> SET PROBLEM: Without including any images, repeat the data exactly.

> COLLECTED MATERIAL:
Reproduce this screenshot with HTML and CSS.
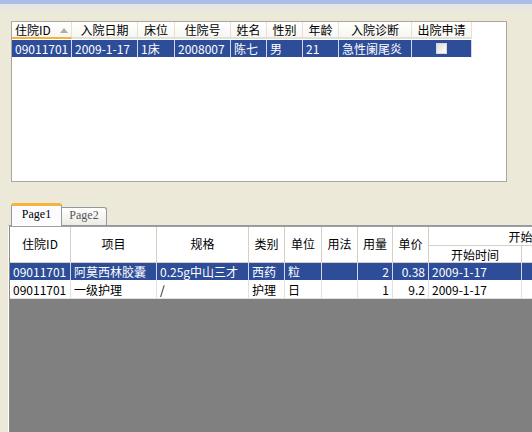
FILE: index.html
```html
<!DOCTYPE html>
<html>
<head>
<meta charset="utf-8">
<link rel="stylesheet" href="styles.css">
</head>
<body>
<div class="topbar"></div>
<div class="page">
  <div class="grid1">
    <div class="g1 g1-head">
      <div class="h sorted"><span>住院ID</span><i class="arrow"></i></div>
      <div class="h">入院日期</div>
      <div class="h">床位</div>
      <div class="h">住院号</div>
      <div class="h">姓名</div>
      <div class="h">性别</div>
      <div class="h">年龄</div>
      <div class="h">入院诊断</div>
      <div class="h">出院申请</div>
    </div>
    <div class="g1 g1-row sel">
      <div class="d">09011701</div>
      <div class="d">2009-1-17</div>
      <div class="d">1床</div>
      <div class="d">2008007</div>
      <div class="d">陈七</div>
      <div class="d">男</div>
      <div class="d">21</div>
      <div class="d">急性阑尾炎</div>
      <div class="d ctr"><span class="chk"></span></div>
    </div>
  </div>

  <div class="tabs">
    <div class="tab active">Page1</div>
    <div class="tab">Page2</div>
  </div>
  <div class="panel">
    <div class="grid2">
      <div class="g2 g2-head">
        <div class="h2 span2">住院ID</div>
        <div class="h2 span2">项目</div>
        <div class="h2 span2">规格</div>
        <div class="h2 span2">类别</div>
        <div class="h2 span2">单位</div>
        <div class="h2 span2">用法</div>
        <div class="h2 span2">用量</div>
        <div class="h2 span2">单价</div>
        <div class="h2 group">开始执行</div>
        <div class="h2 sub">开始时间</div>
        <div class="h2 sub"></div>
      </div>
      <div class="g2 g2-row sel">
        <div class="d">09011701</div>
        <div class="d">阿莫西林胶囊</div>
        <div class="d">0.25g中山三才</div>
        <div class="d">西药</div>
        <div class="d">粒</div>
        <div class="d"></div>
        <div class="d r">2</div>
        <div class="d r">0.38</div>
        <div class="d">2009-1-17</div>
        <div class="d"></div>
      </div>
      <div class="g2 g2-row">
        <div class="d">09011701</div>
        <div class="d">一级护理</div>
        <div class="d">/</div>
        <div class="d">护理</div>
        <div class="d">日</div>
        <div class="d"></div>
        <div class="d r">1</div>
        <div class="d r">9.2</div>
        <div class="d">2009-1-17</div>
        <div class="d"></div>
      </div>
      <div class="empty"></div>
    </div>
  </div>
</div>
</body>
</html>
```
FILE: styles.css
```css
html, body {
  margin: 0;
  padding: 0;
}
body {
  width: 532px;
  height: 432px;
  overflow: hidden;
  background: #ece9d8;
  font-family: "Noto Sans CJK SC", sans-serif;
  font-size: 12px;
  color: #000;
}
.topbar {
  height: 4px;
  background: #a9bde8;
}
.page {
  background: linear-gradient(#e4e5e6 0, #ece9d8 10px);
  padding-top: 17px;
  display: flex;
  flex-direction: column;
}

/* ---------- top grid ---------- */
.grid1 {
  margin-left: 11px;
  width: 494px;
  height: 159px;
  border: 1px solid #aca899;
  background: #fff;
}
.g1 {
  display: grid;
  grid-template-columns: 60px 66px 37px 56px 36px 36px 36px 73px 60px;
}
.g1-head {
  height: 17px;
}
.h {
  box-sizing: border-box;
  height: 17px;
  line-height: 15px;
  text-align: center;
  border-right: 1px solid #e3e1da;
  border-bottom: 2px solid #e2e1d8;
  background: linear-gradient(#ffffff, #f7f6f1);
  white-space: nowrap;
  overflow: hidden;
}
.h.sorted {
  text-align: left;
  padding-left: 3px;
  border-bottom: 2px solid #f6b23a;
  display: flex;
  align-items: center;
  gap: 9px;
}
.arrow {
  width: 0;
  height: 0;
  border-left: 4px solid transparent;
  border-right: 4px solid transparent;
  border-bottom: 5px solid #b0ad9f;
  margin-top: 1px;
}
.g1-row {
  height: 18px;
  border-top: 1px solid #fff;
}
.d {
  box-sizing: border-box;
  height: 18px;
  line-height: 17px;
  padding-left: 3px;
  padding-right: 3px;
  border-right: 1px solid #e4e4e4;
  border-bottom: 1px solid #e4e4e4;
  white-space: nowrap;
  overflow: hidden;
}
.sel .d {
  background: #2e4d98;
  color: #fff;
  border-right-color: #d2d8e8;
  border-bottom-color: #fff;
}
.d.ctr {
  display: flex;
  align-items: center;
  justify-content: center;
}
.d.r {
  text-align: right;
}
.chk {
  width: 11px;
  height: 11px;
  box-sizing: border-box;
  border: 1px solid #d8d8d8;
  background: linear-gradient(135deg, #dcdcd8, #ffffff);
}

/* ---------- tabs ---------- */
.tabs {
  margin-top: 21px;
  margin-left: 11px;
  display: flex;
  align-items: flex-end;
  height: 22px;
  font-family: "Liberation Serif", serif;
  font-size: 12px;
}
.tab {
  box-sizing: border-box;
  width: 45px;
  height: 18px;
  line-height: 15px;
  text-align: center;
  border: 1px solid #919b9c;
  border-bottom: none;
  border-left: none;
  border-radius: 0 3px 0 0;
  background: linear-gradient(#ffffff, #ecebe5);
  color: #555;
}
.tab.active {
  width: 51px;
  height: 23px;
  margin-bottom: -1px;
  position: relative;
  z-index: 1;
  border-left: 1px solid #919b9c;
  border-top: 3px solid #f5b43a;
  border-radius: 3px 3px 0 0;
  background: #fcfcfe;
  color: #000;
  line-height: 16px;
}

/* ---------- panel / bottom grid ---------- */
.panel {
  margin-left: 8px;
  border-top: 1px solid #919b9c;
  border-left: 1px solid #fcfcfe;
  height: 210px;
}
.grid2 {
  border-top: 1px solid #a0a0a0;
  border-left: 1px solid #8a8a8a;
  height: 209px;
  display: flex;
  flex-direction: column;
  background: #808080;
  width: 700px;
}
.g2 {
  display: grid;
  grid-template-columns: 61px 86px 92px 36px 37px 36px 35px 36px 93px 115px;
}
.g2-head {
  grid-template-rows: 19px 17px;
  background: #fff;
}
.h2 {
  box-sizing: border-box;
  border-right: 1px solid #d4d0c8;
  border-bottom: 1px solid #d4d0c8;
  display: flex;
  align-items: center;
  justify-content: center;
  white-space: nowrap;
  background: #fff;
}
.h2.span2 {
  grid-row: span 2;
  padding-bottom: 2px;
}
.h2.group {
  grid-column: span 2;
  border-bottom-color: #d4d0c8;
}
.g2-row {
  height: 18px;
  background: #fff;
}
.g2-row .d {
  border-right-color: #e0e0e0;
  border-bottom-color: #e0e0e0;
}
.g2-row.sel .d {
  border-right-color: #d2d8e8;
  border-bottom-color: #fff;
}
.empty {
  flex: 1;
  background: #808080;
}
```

> THE OUTPUT:
Reproduce this screenshot with HTML and CSS.
FILE: index.html
```html
<!DOCTYPE html>
<html>
<head>
<meta charset="utf-8">
<link rel="stylesheet" href="styles.css">
</head>
<body>
<div class="topbar"></div>
<div class="page">
  <div class="grid1">
    <div class="g1 g1-head">
      <div class="h sorted"><span>住院ID</span><i class="arrow"></i></div>
      <div class="h">入院日期</div>
      <div class="h">床位</div>
      <div class="h">住院号</div>
      <div class="h">姓名</div>
      <div class="h">性别</div>
      <div class="h">年龄</div>
      <div class="h">入院诊断</div>
      <div class="h">出院申请</div>
    </div>
    <div class="g1 g1-row sel">
      <div class="d">09011701</div>
      <div class="d">2009-1-17</div>
      <div class="d">1床</div>
      <div class="d">2008007</div>
      <div class="d">陈七</div>
      <div class="d">男</div>
      <div class="d">21</div>
      <div class="d">急性阑尾炎</div>
      <div class="d ctr"><span class="chk"></span></div>
    </div>
  </div>

  <div class="tabs">
    <div class="tab active">Page1</div>
    <div class="tab">Page2</div>
  </div>
  <div class="panel">
    <div class="grid2">
      <div class="g2 g2-head">
        <div class="h2 span2">住院ID</div>
        <div class="h2 span2">项目</div>
        <div class="h2 span2">规格</div>
        <div class="h2 span2">类别</div>
        <div class="h2 span2">单位</div>
        <div class="h2 span2">用法</div>
        <div class="h2 span2">用量</div>
        <div class="h2 span2">单价</div>
        <div class="h2 group">开始执行</div>
        <div class="h2 sub">开始时间</div>
        <div class="h2 sub"></div>
      </div>
      <div class="g2 g2-row sel">
        <div class="d">09011701</div>
        <div class="d">阿莫西林胶囊</div>
        <div class="d">0.25g中山三才</div>
        <div class="d">西药</div>
        <div class="d">粒</div>
        <div class="d"></div>
        <div class="d r">2</div>
        <div class="d r">0.38</div>
        <div class="d">2009-1-17</div>
        <div class="d"></div>
      </div>
      <div class="g2 g2-row">
        <div class="d">09011701</div>
        <div class="d">一级护理</div>
        <div class="d">/</div>
        <div class="d">护理</div>
        <div class="d">日</div>
        <div class="d"></div>
        <div class="d r">1</div>
        <div class="d r">9.2</div>
        <div class="d">2009-1-17</div>
        <div class="d"></div>
      </div>
      <div class="empty"></div>
    </div>
  </div>
</div>
</body>
</html>
```
FILE: styles.css
```css
html, body {
  margin: 0;
  padding: 0;
}
body {
  width: 532px;
  height: 432px;
  overflow: hidden;
  background: #ece9d8;
  font-family: "Noto Sans CJK SC", sans-serif;
  font-size: 12px;
  color: #000;
}
.topbar {
  height: 4px;
  background: #a9bde8;
}
.page {
  background: linear-gradient(#e4e5e6 0, #ece9d8 10px);
  padding-top: 17px;
  display: flex;
  flex-direction: column;
}

/* ---------- top grid ---------- */
.grid1 {
  margin-left: 11px;
  width: 494px;
  height: 159px;
  border: 1px solid #aca899;
  background: #fff;
}
.g1 {
  display: grid;
  grid-template-columns: 60px 66px 37px 56px 36px 36px 36px 73px 60px;
}
.g1-head {
  height: 17px;
}
.h {
  box-sizing: border-box;
  height: 17px;
  line-height: 15px;
  text-align: center;
  border-right: 1px solid #e3e1da;
  border-bottom: 2px solid #e2e1d8;
  background: linear-gradient(#ffffff, #f7f6f1);
  white-space: nowrap;
  overflow: hidden;
}
.h.sorted {
  text-align: left;
  padding-left: 3px;
  border-bottom: 2px solid #f6b23a;
  display: flex;
  align-items: center;
  gap: 9px;
}
.arrow {
  width: 0;
  height: 0;
  border-left: 4px solid transparent;
  border-right: 4px solid transparent;
  border-bottom: 5px solid #b0ad9f;
  margin-top: 1px;
}
.g1-row {
  height: 18px;
  border-top: 1px solid #fff;
}
.d {
  box-sizing: border-box;
  height: 18px;
  line-height: 17px;
  padding-left: 3px;
  padding-right: 3px;
  border-right: 1px solid #e4e4e4;
  border-bottom: 1px solid #e4e4e4;
  white-space: nowrap;
  overflow: hidden;
}
.sel .d {
  background: #2e4d98;
  color: #fff;
  border-right-color: #d2d8e8;
  border-bottom-color: #fff;
}
.d.ctr {
  display: flex;
  align-items: center;
  justify-content: center;
}
.d.r {
  text-align: right;
}
.chk {
  width: 11px;
  height: 11px;
  box-sizing: border-box;
  border: 1px solid #d8d8d8;
  background: linear-gradient(135deg, #dcdcd8, #ffffff);
}

/* ---------- tabs ---------- */
.tabs {
  margin-top: 21px;
  margin-left: 11px;
  display: flex;
  align-items: flex-end;
  height: 22px;
  font-family: "Liberation Serif", serif;
  font-size: 12px;
}
.tab {
  box-sizing: border-box;
  width: 45px;
  height: 18px;
  line-height: 15px;
  text-align: center;
  border: 1px solid #919b9c;
  border-bottom: none;
  border-left: none;
  border-radius: 0 3px 0 0;
  background: linear-gradient(#ffffff, #ecebe5);
  color: #555;
}
.tab.active {
  width: 51px;
  height: 23px;
  margin-bottom: -1px;
  position: relative;
  z-index: 1;
  border-left: 1px solid #919b9c;
  border-top: 3px solid #f5b43a;
  border-radius: 3px 3px 0 0;
  background: #fcfcfe;
  color: #000;
  line-height: 16px;
}

/* ---------- panel / bottom grid ---------- */
.panel {
  margin-left: 8px;
  border-top: 1px solid #919b9c;
  border-left: 1px solid #fcfcfe;
  height: 210px;
}
.grid2 {
  border-top: 1px solid #a0a0a0;
  border-left: 1px solid #8a8a8a;
  height: 209px;
  display: flex;
  flex-direction: column;
  background: #808080;
  width: 700px;
}
.g2 {
  display: grid;
  grid-template-columns: 61px 86px 92px 36px 37px 36px 35px 36px 93px 115px;
}
.g2-head {
  grid-template-rows: 19px 17px;
  background: #fff;
}
.h2 {
  box-sizing: border-box;
  border-right: 1px solid #d4d0c8;
  border-bottom: 1px solid #d4d0c8;
  display: flex;
  align-items: center;
  justify-content: center;
  white-space: nowrap;
  background: #fff;
}
.h2.span2 {
  grid-row: span 2;
  padding-bottom: 2px;
}
.h2.group {
  grid-column: span 2;
  border-bottom-color: #d4d0c8;
}
.g2-row {
  height: 18px;
  background: #fff;
}
.g2-row .d {
  border-right-color: #e0e0e0;
  border-bottom-color: #e0e0e0;
}
.g2-row.sel .d {
  border-right-color: #d2d8e8;
  border-bottom-color: #fff;
}
.empty {
  flex: 1;
  background: #808080;
}
```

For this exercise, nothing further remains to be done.